Chi in Italia da tempo è attenta al tema della cybersecurity e della privacy è Zte. La quale a maggio dell’anno scorso ha siglato un accordo quadro con il Consorzio Nazionale interuniversitario per le Telecomunicazioni (Cnit) volto a rafforzare la partnership “nel campo della Cyber Security per lo svolgimento di attività di supporto all’identificazione e definizione di metodologie di test, e supervisione delle relative attività” presso il laboratorio romano dell’azienda. Zte è tornata al centro del dibattito mediatico negli ultimi giorni dopo che Formiche ha dato notizie dell’esercizio delle prerogative del golden power da parte del governo Draghi su un contratto di fornitura di tecnologia 5G a Fastweb da parte di Zte e dell’azienda taiwanese Askey.
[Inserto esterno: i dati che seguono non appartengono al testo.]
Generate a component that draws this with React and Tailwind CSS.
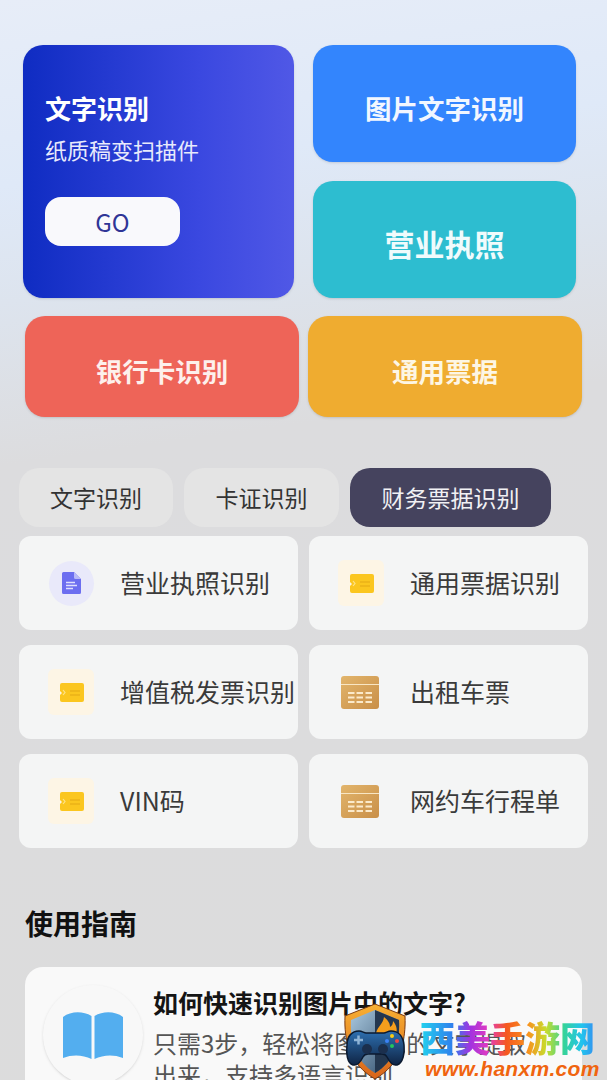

Un’operazione su cui Fastweb ha riportato alla testata in questione che “gli accordi procedono con la richiesta, rispettata, di massima sicurezza” e su cui Inside Over si è voluta confrontare con Zte.
Alessio De Sio, Chief Institutional and Communication Officer di Zte, ha ribadito parlando con Inside Over che la società è estremamente attenta a rispettare la sicurezza dei suoi clienti e delle aziende partner ed è forte di una lunga tradizione nel campo della tutela della privacy e delle prerogative di consumatori e stakeholder certificata dall’ottenimento di numerose certificazioni, tra cui l’importante Iso 27701 ottenuta dal British Standards Institution (Bsi), “che riconosce il sistema di conformità alla protezione dei dati di Zte e dimostra pienamente che i servizi 5G di Zte sono in stretta conformità con gli standard internazionali di sicurezza delle informazioni”. In questo contesto Zte “si è impegnata a costruire un sistema di protezione della privacy e di conformità end-to-end, a ciclo chiuso e orientato ai processi. Il concetto di protezione della privacy è stato integrato nel processo di sviluppo del prodotto, che costituisce il nucleo della competitività” del gruppo cinese nel settore 5G. In termini di sicurezza cybernetica e tecnologica vale la pena ricordare quanto certificato nell’estate 2019 sul Corriere della Sera dall’attuale Ministro dell’Innovazione ed ex ad di Vodafone, Vittorio Colao, che ha ricordato come il Regno Unito sia all’avanguardia su Europa e Stati Uniti sulla valutazione dei rischi nel comparto e che dunque quello del Bsi può essere definito un vero e proprio benchmark internazionale.
Zte si impegna inoltre a rafforzare la consolidata trasparenza verso istituzioni e autorità nazionali e locali: nella giornata del 24 marzo scorso in visita agli uffici milanesi del gruppo sono giunti il presidente della Regione Lombardia, Attilio Fontana, e gli assessori Melania De Nichilo Rizzoli e Fabrizio Sala, interessati ad analizzare le prospettive operative del gruppo nel capoluogo meneghino e in Italia in vista della prossima ondata di investimenti per l’innovazione e lo sviluppo del 5G che si renderà necessaria nei prossimi anni. E in cui strategicamente l’Italia dovrà ben calibrare lo sviluppo della sua rete consolidando un piano di respiro nazionale che offra la possibilità di coesistenza tra sistemi cinesi, americani ed europei: data la mole di risorse che si renderà necessaria, ci sarà senz’altro spazio per tutti.